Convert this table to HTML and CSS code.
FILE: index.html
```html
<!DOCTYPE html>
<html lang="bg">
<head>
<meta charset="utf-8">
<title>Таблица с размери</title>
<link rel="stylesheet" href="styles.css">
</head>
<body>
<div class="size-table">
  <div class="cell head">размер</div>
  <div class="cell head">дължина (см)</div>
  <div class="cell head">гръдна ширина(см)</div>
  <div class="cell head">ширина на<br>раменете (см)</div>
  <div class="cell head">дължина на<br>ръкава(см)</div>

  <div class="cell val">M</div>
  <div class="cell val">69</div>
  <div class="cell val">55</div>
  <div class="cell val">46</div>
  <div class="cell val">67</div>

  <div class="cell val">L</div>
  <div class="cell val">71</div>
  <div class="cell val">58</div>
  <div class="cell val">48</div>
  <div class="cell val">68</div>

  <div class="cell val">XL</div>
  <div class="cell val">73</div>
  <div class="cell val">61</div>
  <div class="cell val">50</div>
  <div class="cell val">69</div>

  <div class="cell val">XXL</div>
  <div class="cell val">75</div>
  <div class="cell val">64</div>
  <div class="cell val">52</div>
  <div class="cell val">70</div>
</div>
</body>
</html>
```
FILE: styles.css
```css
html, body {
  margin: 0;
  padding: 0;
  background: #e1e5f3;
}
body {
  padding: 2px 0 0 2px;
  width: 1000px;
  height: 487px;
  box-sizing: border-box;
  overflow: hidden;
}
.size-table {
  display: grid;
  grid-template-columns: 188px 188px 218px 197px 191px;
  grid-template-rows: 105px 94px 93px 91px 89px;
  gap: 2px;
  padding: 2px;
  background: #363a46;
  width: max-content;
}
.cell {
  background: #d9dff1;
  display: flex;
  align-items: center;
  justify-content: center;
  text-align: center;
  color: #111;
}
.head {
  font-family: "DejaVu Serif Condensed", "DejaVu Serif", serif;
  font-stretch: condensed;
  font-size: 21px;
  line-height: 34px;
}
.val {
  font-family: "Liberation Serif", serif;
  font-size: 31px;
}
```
========================
## Problem to solve:
Repeat the data exactly. Leave nothing out.

## Solved exercise:
Convert this table to HTML and CSS code.
FILE: index.html
```html
<!DOCTYPE html>
<html lang="bg">
<head>
<meta charset="utf-8">
<title>Таблица с размери</title>
<link rel="stylesheet" href="styles.css">
</head>
<body>
<div class="size-table">
  <div class="cell head">размер</div>
  <div class="cell head">дължина (см)</div>
  <div class="cell head">гръдна ширина(см)</div>
  <div class="cell head">ширина на<br>раменете (см)</div>
  <div class="cell head">дължина на<br>ръкава(см)</div>

  <div class="cell val">M</div>
  <div class="cell val">69</div>
  <div class="cell val">55</div>
  <div class="cell val">46</div>
  <div class="cell val">67</div>

  <div class="cell val">L</div>
  <div class="cell val">71</div>
  <div class="cell val">58</div>
  <div class="cell val">48</div>
  <div class="cell val">68</div>

  <div class="cell val">XL</div>
  <div class="cell val">73</div>
  <div class="cell val">61</div>
  <div class="cell val">50</div>
  <div class="cell val">69</div>

  <div class="cell val">XXL</div>
  <div class="cell val">75</div>
  <div class="cell val">64</div>
  <div class="cell val">52</div>
  <div class="cell val">70</div>
</div>
</body>
</html>
```
FILE: styles.css
```css
html, body {
  margin: 0;
  padding: 0;
  background: #e1e5f3;
}
body {
  padding: 2px 0 0 2px;
  width: 1000px;
  height: 487px;
  box-sizing: border-box;
  overflow: hidden;
}
.size-table {
  display: grid;
  grid-template-columns: 188px 188px 218px 197px 191px;
  grid-template-rows: 105px 94px 93px 91px 89px;
  gap: 2px;
  padding: 2px;
  background: #363a46;
  width: max-content;
}
.cell {
  background: #d9dff1;
  display: flex;
  align-items: center;
  justify-content: center;
  text-align: center;
  color: #111;
}
.head {
  font-family: "DejaVu Serif Condensed", "DejaVu Serif", serif;
  font-stretch: condensed;
  font-size: 21px;
  line-height: 34px;
}
.val {
  font-family: "Liberation Serif", serif;
  font-size: 31px;
}
```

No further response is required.